-- Objective --
Extract word for word the lines of the listing from its start to the line holding "const txHash = ref('0c42d2127177d10fac2e8a925c4d')", both ends kept; pictures are not part of the copy.

-- Data section --
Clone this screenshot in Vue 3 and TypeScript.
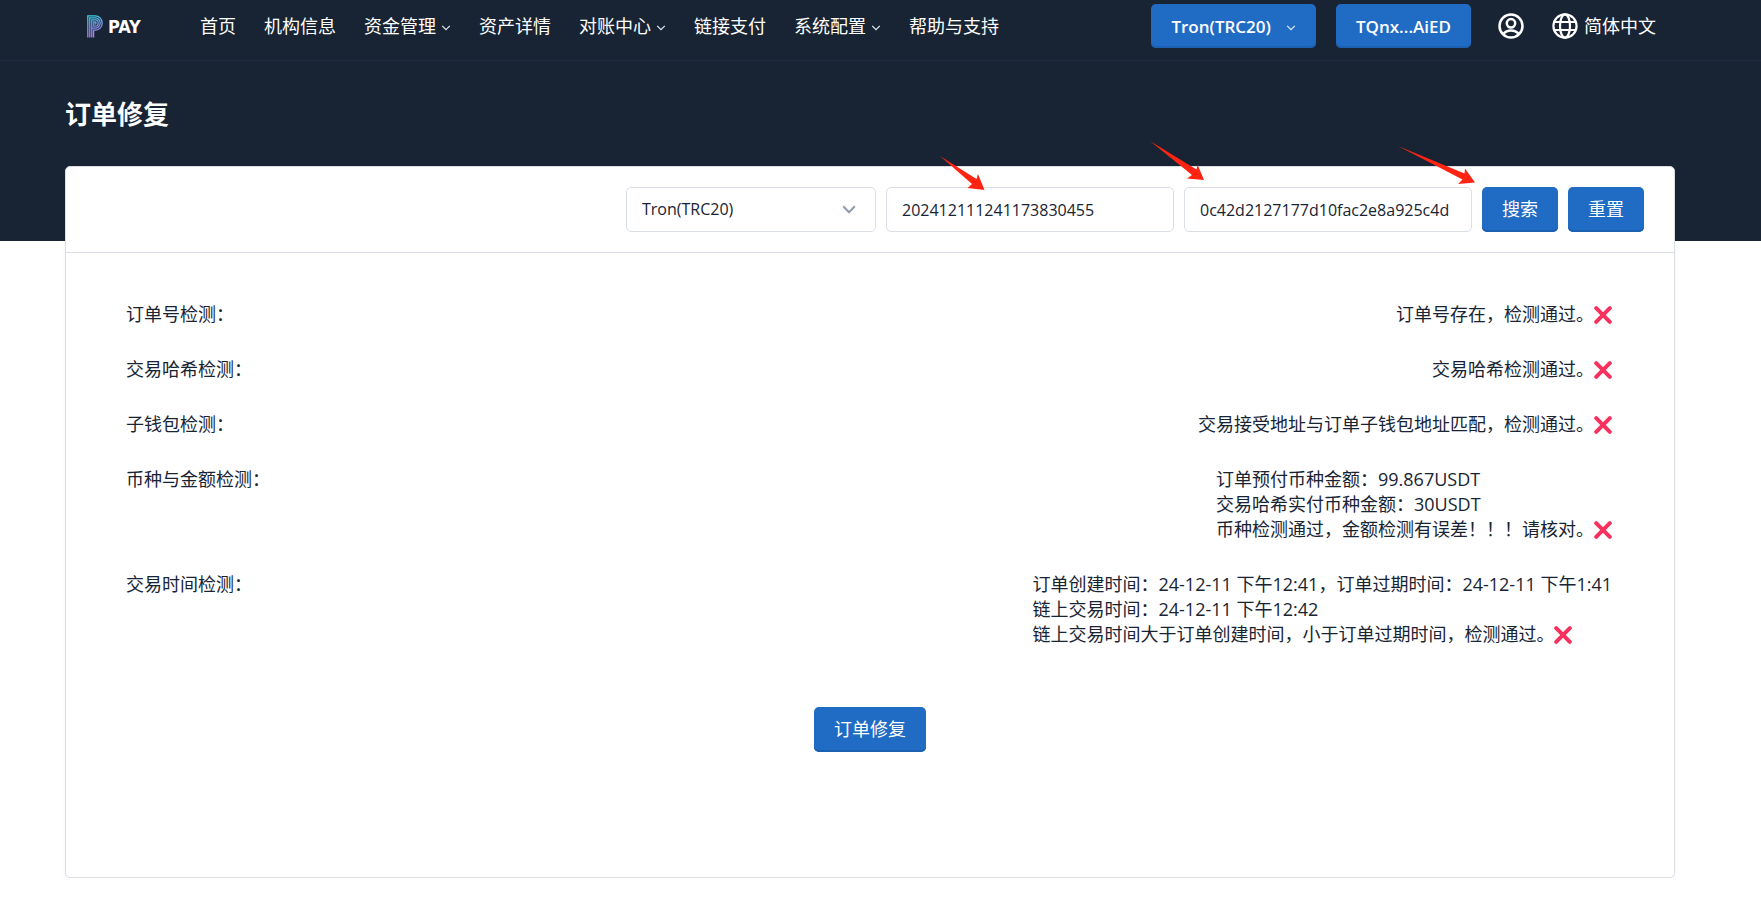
<script setup lang="ts">
import { ref } from 'vue'

interface NavItem {
  label: string
  menu: boolean
}

interface CheckRow {
  label: string
  lines: string[]
}

const navItems: NavItem[] = [
  { label: '首页', menu: false },
  { label: '机构信息', menu: false },
  { label: '资金管理', menu: true },
  { label: '资产详情', menu: false },
  { label: '对账中心', menu: true },
  { label: '链接支付', menu: false },
  { label: '系统配置', menu: true },
  { label: '帮助与支持', menu: false },
]

const checks: CheckRow[] = [
  { label: '订单号检测：', lines: ['订单号存在，检测通过。'] },
  { label: '交易哈希检测：', lines: ['交易哈希检测通过。'] },
  { label: '子钱包检测：', lines: ['交易接受地址与订单子钱包地址匹配，检测通过。'] },
  {
    label: '币种与金额检测：',
    lines: [
      '订单预付币种金额：99.867USDT',
      '交易哈希实付币种金额：30USDT',
      '币种检测通过，金额检测有误差！！！请核对。',
    ],
  },
  {
    label: '交易时间检测：',
    lines: [
      '订单创建时间：24-12-11 下午12:41，订单过期时间：24-12-11 下午1:41',
      '链上交易时间：24-12-11 下午12:42',
      '链上交易时间大于订单创建时间，小于订单过期时间，检测通过。',
    ],
  },
]

const network = ref('Tron(TRC20)')
const orderNo = ref('202412111241173830455')
const txHash = ref('0c42d2127177d10fac2e8a925c4d')

function reset(): void {
  orderNo.value = ''
  txHash.value = ''
}
</script>

<template>
  <div class="page">
    <header class="topbar">
      <div class="container topbar-inner">
        <a class="logo" href="#" aria-label="PAY">
          <svg class="logo-mark" viewBox="0 0 16 23" aria-hidden="true">
            <defs>
              <linearGradient id="logo-grad" gradientUnits="userSpaceOnUse" x1="2" y1="0" x2="6" y2="23">
                <stop offset="0" stop-color="#35d6e6" />
                <stop offset="0.5" stop-color="#7d93e8" />
                <stop offset="1" stop-color="#b57bf0" />
              </linearGradient>
            </defs>
            <g fill="none" stroke="url(#logo-grad)" stroke-width="1.3">
              <path d="M.8 22.5V.8H8a7 7 0 0 1 0 14.4H6.6v7.3" />
              <path d="M2.8 22.5V2.8H8a5 5 0 0 1 0 10.4H4.8v9.3" />
              <path d="M4.8 13V4.8H8a3.1 3.1 0 0 1 0 6.4H6.8V7H8a1 1 0 0 1 0 2.2" />
            </g>
          </svg>
          <span class="logo-text">PAY</span>
        </a>
        <nav class="nav">
          <a v-for="item in navItems" :key="item.label" class="nav-link" href="#">
            {{ item.label }}
            <svg v-if="item.menu" class="caret" viewBox="0 0 9 6" aria-hidden="true">
              <path d="M.7 .9 4.5 4.7 8.3 .9" />
            </svg>
          </a>
        </nav>
        <div class="tools">
          <button class="btn btn-strong" type="button">
            Tron(TRC20)
            <svg class="caret" viewBox="0 0 9 6" aria-hidden="true">
              <path d="M.7 .9 4.5 4.7 8.3 .9" />
            </svg>
          </button>
          <button class="btn btn-strong" type="button">TQnx...AiED</button>
          <button class="icon-btn account" type="button" aria-label="账户">
            <svg viewBox="0 0 26 26" aria-hidden="true">
              <g fill="none" stroke="#fff" stroke-width="2.5">
                <circle cx="13" cy="13" r="11.5" />
                <circle cx="13" cy="10.3" r="4.2" />
                <path d="M5.2 21c2-2.4 4.700-3.500 7.800-3.500s5.800 1.100 7.800 3.500" />
              </g>
            </svg>
          </button>
          <button class="icon-btn" type="button">
            <svg viewBox="0 0 26 26" aria-hidden="true">
              <g fill="none" stroke="#fff" stroke-width="2.2">
                <circle cx="13" cy="13" r="11.6" />
                <ellipse cx="13" cy="13" rx="5" ry="11.600" />
                <path d="M2 9h22M2 17h22" />
              </g>
            </svg>
            简体中文
          </button>
        </div>
      </div>
    </header>

    <section class="banner">
      <div class="container">
        <h1 class="title">订单修复</h1>
      </div>
    </section>

    <main class="container">
      <div class="card">
        <form class="filters" @submit.prevent>
          <div class="field field-select">
            <select v-model="network" class="control" aria-label="网络">
              <option>Tron(TRC20)</option>
            </select>
            <svg class="select-caret" viewBox="0 0 14 9" aria-hidden="true">
              <path d="M1.200 1.200 7 7.200 12.800 1.200" />
            </svg>
          </div>
          <div class="field field-text">
            <input v-model="orderNo" class="control" type="text" aria-label="订单号" />
            <svg class="arrow arrow-order" width="46" height="36" viewBox="0 0 46 36" aria-hidden="true">
              <path d="M0 0 36.500 23 38 18 44.500 34 27.500 32 32 28Z" />
            </svg>
          </div>
          <div class="field field-text">
            <input v-model="txHash" class="control" type="text" aria-label="交易哈希" />
            <svg class="arrow arrow-hash" width="56" height="42" viewBox="0 0 56 42" aria-hidden="true">
              <path d="M0 0 46.500 28.500 47.500 23.500 54 39 37 37.500 42 34Z" />
            </svg>
          </div>
          <div class="field">
            <button class="btn" type="submit">搜索</button>
            <svg class="arrow arrow-search" width="78" height="40" viewBox="0 0 78 40" aria-hidden="true">
              <path d="M0 0 66.500 27.500 67 22.500 77 36.500 60 38 64.500 33.500Z" />
            </svg>
          </div>
          <button class="btn" type="button" @click="reset">重置</button>
        </form>

        <dl class="checks">
          <div v-for="row in checks" :key="row.label" class="check">
            <dt>{{ row.label }}</dt>
            <dd>
              <div v-for="(line, i) in row.lines" :key="i" class="line">
                <span>{{ line }}</span>
                <svg v-if="i === row.lines.length - 1" class="cross" viewBox="0 0 18 18" role="img" aria-label="未通过">
                  <path d="M2.200 2.200 15.800 15.800M15.800 2.200 2.200 15.800" />
                </svg>
              </div>
            </dd>
          </div>
        </dl>

        <div class="actions">
          <button class="btn" type="button">订单修复</button>
        </div>
      </div>
    </main>
  </div>
</template>

<style>
body {
  margin: 0;
  background: #fff;
}
</style>

<style scoped>
.page {
  font-family: 'Open Sans', 'Noto Sans CJK SC', sans-serif;
  font-size: 18px;
  line-height: 25px;
  color: #182433;
}

.page * {
  box-sizing: border-box;
}

.container {
  margin-left: 65px;
  margin-right: 86px;
}

.topbar {
  background: #182433;
  border-bottom: 1px solid #202f40;
}

.topbar-inner {
  display: flex;
  align-items: center;
  height: 60px;
  padding: 0 19px 8px 22px;
}

.logo {
  display: flex;
  align-items: center;
  gap: 5px;
  width: 113px;
  color: #fff;
  text-decoration: none;
}

.logo-mark {
  width: 16px;
  height: 23px;
}

.logo-text {
  font-family: 'DejaVu Sans Condensed', 'Open Sans', sans-serif;
  font-size: 18px;
  font-weight: 700;
}

.nav {
  display: flex;
  flex: 1;
  gap: 28px;
}

.nav-link {
  display: flex;
  align-items: center;
  gap: 5px;
  color: #fff;
  text-decoration: none;
  white-space: nowrap;
}

.caret {
  width: 10px;
  height: 6px;
  margin-top: 3px;
  fill: none;
  stroke: #dfe4ea;
  stroke-width: 1.3;
}

.tools {
  display: flex;
  align-items: center;
}

.btn {
  display: flex;
  align-items: center;
  height: 45px;
  padding: 0 20px;
  border: 0;
  border-radius: 5px;
  background: #206bc4;
  box-shadow: inset 0 -2px 0 #1c60b2;
  color: #fff;
  font: inherit;
  white-space: nowrap;
}

.btn-strong {
  height: 44px;
  margin-right: 20px;
  font-size: 17px;
  font-weight: 600;
}

.btn-strong .caret {
  margin-left: 15px;
}

.icon-btn {
  display: flex;
  align-items: center;
  gap: 6px;
  padding: 0;
  border: 0;
  background: none;
  color: #fff;
  font: inherit;
  white-space: nowrap;
}

.icon-btn svg {
  width: 26px;
  height: 26px;
}

.account {
  margin: 0 28px 0 7px;
}

.banner {
  height: 180px;
  margin-bottom: -75px;
  padding-top: 37px;
  background: #182433;
}

.title {
  margin: 0;
  color: #fff;
  font-size: 26px;
  font-weight: 700;
  line-height: 32px;
}

.card {
  position: relative;
  border: 1px solid #dadfe5;
  border-radius: 5px;
  background: #fff;
  box-shadow: 0 2px 4px rgba(24, 36, 51, 0.04);
}

.filters {
  display: flex;
  justify-content: flex-end;
  gap: 10px;
  padding: 20px 30px;
  border-bottom: 1px solid #dadfe5;
}

.field {
  position: relative;
}

.field-select {
  width: 250px;
}

.field-text {
  width: 288px;
}

.control {
  display: block;
  width: 100%;
  height: 45px;
  padding: 0 15px;
  border: 1px solid #dadfe5;
  border-radius: 5px;
  background: #fff;
  color: #182433;
  font: inherit;
  font-size: 16px;
  appearance: none;
}

.select-caret {
  position: absolute;
  top: 18px;
  right: 20px;
  width: 14px;
  height: 9px;
  fill: none;
  stroke: #929dab;
  stroke-width: 2;
  pointer-events: none;
}

.arrow {
  position: absolute;
  z-index: 1;
  fill: #ff2412;
  pointer-events: none;
}

.arrow-order {
  top: -31px;
  left: 54px;
}

.arrow-hash {
  top: -46px;
  left: -34px;
}

.arrow-search {
  top: -41px;
  left: -84px;
}

.checks {
  display: flex;
  flex-direction: column;
  gap: 30px;
  margin: 0;
  padding: 49px 60px 0;
}

.check {
  display: flex;
  justify-content: space-between;
}

.check dd {
  margin: 0;
}

.line {
  display: flex;
  align-items: center;
  padding-right: 2px;
  white-space: nowrap;
}

.cross {
  width: 18px;
  height: 18px;
  fill: none;
  stroke: #f8315f;
  stroke-width: 4;
  stroke-linecap: round;
}

.actions {
  display: flex;
  justify-content: center;
  padding: 60px 0 125px;
}
</style>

-- Finished task --
Clone this screenshot in Vue 3 and TypeScript.
<script setup lang="ts">
import { ref } from 'vue'

interface NavItem {
  label: string
  menu: boolean
}

interface CheckRow {
  label: string
  lines: string[]
}

const navItems: NavItem[] = [
  { label: '首页', menu: false },
  { label: '机构信息', menu: false },
  { label: '资金管理', menu: true },
  { label: '资产详情', menu: false },
  { label: '对账中心', menu: true },
  { label: '链接支付', menu: false },
  { label: '系统配置', menu: true },
  { label: '帮助与支持', menu: false },
]

const checks: CheckRow[] = [
  { label: '订单号检测：', lines: ['订单号存在，检测通过。'] },
  { label: '交易哈希检测：', lines: ['交易哈希检测通过。'] },
  { label: '子钱包检测：', lines: ['交易接受地址与订单子钱包地址匹配，检测通过。'] },
  {
    label: '币种与金额检测：',
    lines: [
      '订单预付币种金额：99.867USDT',
      '交易哈希实付币种金额：30USDT',
      '币种检测通过，金额检测有误差！！！请核对。',
    ],
  },
  {
    label: '交易时间检测：',
    lines: [
      '订单创建时间：24-12-11 下午12:41，订单过期时间：24-12-11 下午1:41',
      '链上交易时间：24-12-11 下午12:42',
      '链上交易时间大于订单创建时间，小于订单过期时间，检测通过。',
    ],
  },
]

const network = ref('Tron(TRC20)')
const orderNo = ref('202412111241173830455')
const txHash = ref('0c42d2127177d10fac2e8a925c4d')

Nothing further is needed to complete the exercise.